From 1976 but I hadn’t heard about it until now:
Do we have any foreigners in the audience tonight? If so, please put up your hands. Wogs I mean, I’m looking at you. Where are you? I’m sorry but some fucking wog…Arab grabbed my wife’s bum, you know? Surely got to be said, yeah this is what all the fucking foreigners and wogs over here are like, just disgusting, that’s just the truth, yeah. So where are you? Well wherever you all are, I think you should all just leave. Not just leave the hall, leave our country. You fucking (indecipherable). I don’t want you here, in the room or in my country. Listen to me, man! I think we should vote for Enoch Powell. Enoch’s our man. I think Enoch’s right, I think we should send them all back.

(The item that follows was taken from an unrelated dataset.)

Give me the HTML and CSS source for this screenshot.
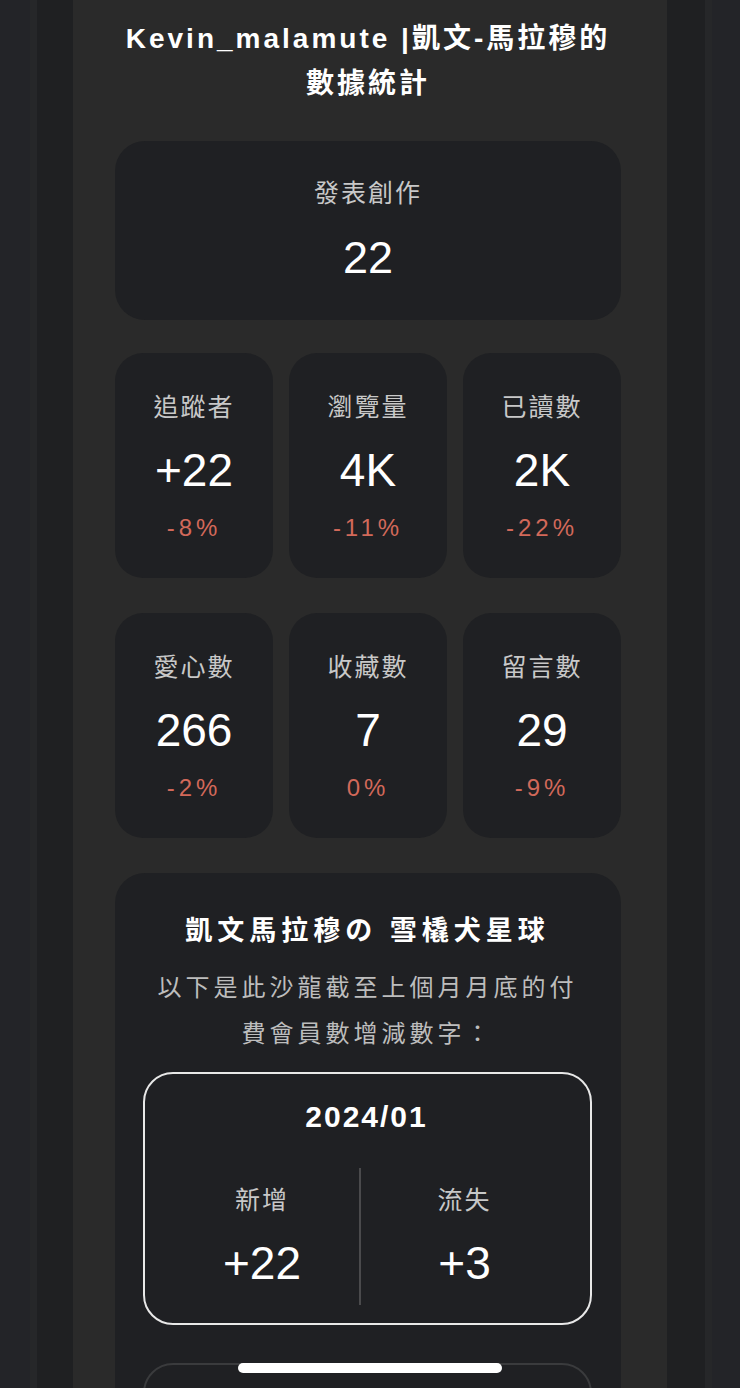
FILE: index.html
```html
<!DOCTYPE html>
<html lang="zh-Hant">
<head>
<meta charset="utf-8">
<title>Kevin_malamute 數據統計</title>
<link rel="stylesheet" href="styles.css">
</head>
<body>
<div class="frame">
  <div class="edge edge-left"></div>
  <div class="seam"></div>
  <div class="gutter gutter-left"></div>
  <main class="panel">
    <h1 class="title">Kevin_malamute |凱文-馬拉穆的<br>數據統計</h1>

    <section class="card card-wide">
      <div class="label">發表創作</div>
      <div class="value">22</div>
    </section>

    <div class="grid">
      <section class="card card-stat">
        <div class="label">追蹤者</div>
        <div class="value">+22</div>
        <div class="pct">-8%</div>
      </section>
      <section class="card card-stat">
        <div class="label">瀏覽量</div>
        <div class="value">4K</div>
        <div class="pct">-11%</div>
      </section>
      <section class="card card-stat">
        <div class="label">已讀數</div>
        <div class="value">2K</div>
        <div class="pct">-22%</div>
      </section>
      <section class="card card-stat">
        <div class="label">愛心數</div>
        <div class="value">266</div>
        <div class="pct">-2%</div>
      </section>
      <section class="card card-stat">
        <div class="label">收藏數</div>
        <div class="value">7</div>
        <div class="pct">0%</div>
      </section>
      <section class="card card-stat">
        <div class="label">留言數</div>
        <div class="value">29</div>
        <div class="pct">-9%</div>
      </section>
    </div>

    <section class="card salon">
      <h2 class="salon-title">凱文馬拉穆の 雪橇犬星球</h2>
      <p class="salon-desc">以下是此沙龍截至上個月月底的付費會員數增減數字：</p>
      <div class="month">
        <div class="month-date">2024/01</div>
        <div class="month-cols">
          <div class="month-col">
            <div class="label">新增</div>
            <div class="value">+22</div>
          </div>
          <div class="month-divider"></div>
          <div class="month-col">
            <div class="label">流失</div>
            <div class="value">+3</div>
          </div>
        </div>
      </div>
      <div class="month month-next"></div>
    </section>
  </main>
  <div class="gutter gutter-right"></div>
  <div class="seam"></div>
  <div class="edge edge-right"></div>
</div>
<div class="home-indicator"></div>
</body>
</html>
```

FILE: styles.css
```css
* {
  box-sizing: border-box;
}

html, body {
  margin: 0;
  padding: 0;
  background: #1f2023;
}

body {
  font-family: "Liberation Sans", "Noto Sans CJK TC", sans-serif;
  color: #ffffff;
}

.frame {
  display: flex;
  width: 740px;
  height: 1388px;
  overflow: hidden;
}

.edge {
  background: #232428;
}

.edge-left {
  width: 30px;
}

.edge-right {
  width: 28px;
}

.seam {
  width: 7px;
  background: #262729;
}

.gutter {
  background: #1f2022;
}

.gutter-left {
  width: 36px;
}

.gutter-right {
  width: 38px;
}

.panel {
  width: 594px;
  flex: none;
  background: #2a2a2a;
  padding: 16px 46px 0 42px;
}

.title {
  margin: 0;
  font-size: 28px;
  line-height: 45px;
  font-weight: 700;
  letter-spacing: 3px;
  text-align: center;
  color: #ffffff;
}

.card {
  background: #1f2023;
  border-radius: 30px;
  text-align: center;
}

.label {
  font-size: 25px;
  line-height: 30px;
  letter-spacing: 2px;
  color: #c8c8c8;
}

.value {
  font-size: 46px;
  line-height: 50px;
  color: #ffffff;
}

.pct {
  font-size: 24px;
  line-height: 30px;
  letter-spacing: 4px;
  color: #d2695a;
}

.card-wide {
  margin-top: 35px;
  padding: 37px 0;
}

.card-wide .value {
  margin-top: 25px;
  font-size: 45px;
}

.grid {
  margin-top: 33px;
  display: grid;
  grid-template-columns: repeat(3, 158px);
  column-gap: 16px;
  row-gap: 35px;
}

.card-stat {
  height: 225px;
  padding: 39px 0 35px;
  border-radius: 28px;
}

.card-stat .value {
  margin-top: 23px;
}

.card-stat .pct {
  margin-top: 18px;
}

.salon {
  margin-top: 35px;
  padding: 40px 29px 0 28px;
  height: 620px;
}

.salon-title {
  margin: 0;
  font-size: 27px;
  line-height: 36px;
  font-weight: 700;
  letter-spacing: 5px;
  color: #ffffff;
}

.salon-desc {
  margin: 16px auto 0;
  max-width: 440px;
  font-size: 24px;
  line-height: 46px;
  letter-spacing: 4px;
  color: #bdbdbd;
}

.month {
  margin-top: 15px;
  border: 2px solid #e8e8e8;
  border-radius: 30px;
  padding: 25px 22px 18px 20px;
}

.month-date {
  font-size: 30px;
  line-height: 36px;
  font-weight: 700;
  letter-spacing: 2px;
  color: #ffffff;
}

.month-cols {
  margin-top: 33px;
  display: grid;
  grid-template-columns: 194px 2px 1fr;
  height: 137px;
}

.month-col {
  padding-top: 17px;
}

.month-col .value {
  margin-top: 23px;
}

.month-divider {
  background: #4a4a4c;
}

.month-next {
  margin-top: 38px;
  height: 200px;
  border-color: #3a3b3d;
}

.home-indicator {
  position: fixed;
  left: 238px;
  bottom: 15px;
  width: 264px;
  height: 10px;
  border-radius: 5px;
  background: #ffffff;
}
```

Stop Britain from becoming a black colony. Get the foreigners out. Get the wogs out. Get the coons out. Keep Britain white. I used to be into dope, now I’m into racism. It’s much heavier, man. Fucking wogs, man. Fucking Saudis taking over London. Bastard wogs. Britain is becoming overcrowded and Enoch will stop it and send them all back. The black wogs and coons and Arabs and fucking Jamaicans and fucking (indecipherable) don’t belong here, we don’t want them here. This is England, this is a white country, we don’t want any black wogs and coons living here. We need to make clear to them they are not welcome. England is for white people, man. We are a white country. I don’t want fucking wogs living next to me with their standards. This is Great Britain, a white country, what is happening to us, for fuck’s sake? We need to vote for Enoch Powell, he’s a great man, speaking truth. Vote for Enoch, he’s our man, he’s on our side, he’ll look after us. I want all of you here to vote for Enoch, support him, he’s on our side. Enoch for Prime Minister! Throw the wogs out! Keep Britain white!
Bizarre considering his entire career is based on emulating black musicians.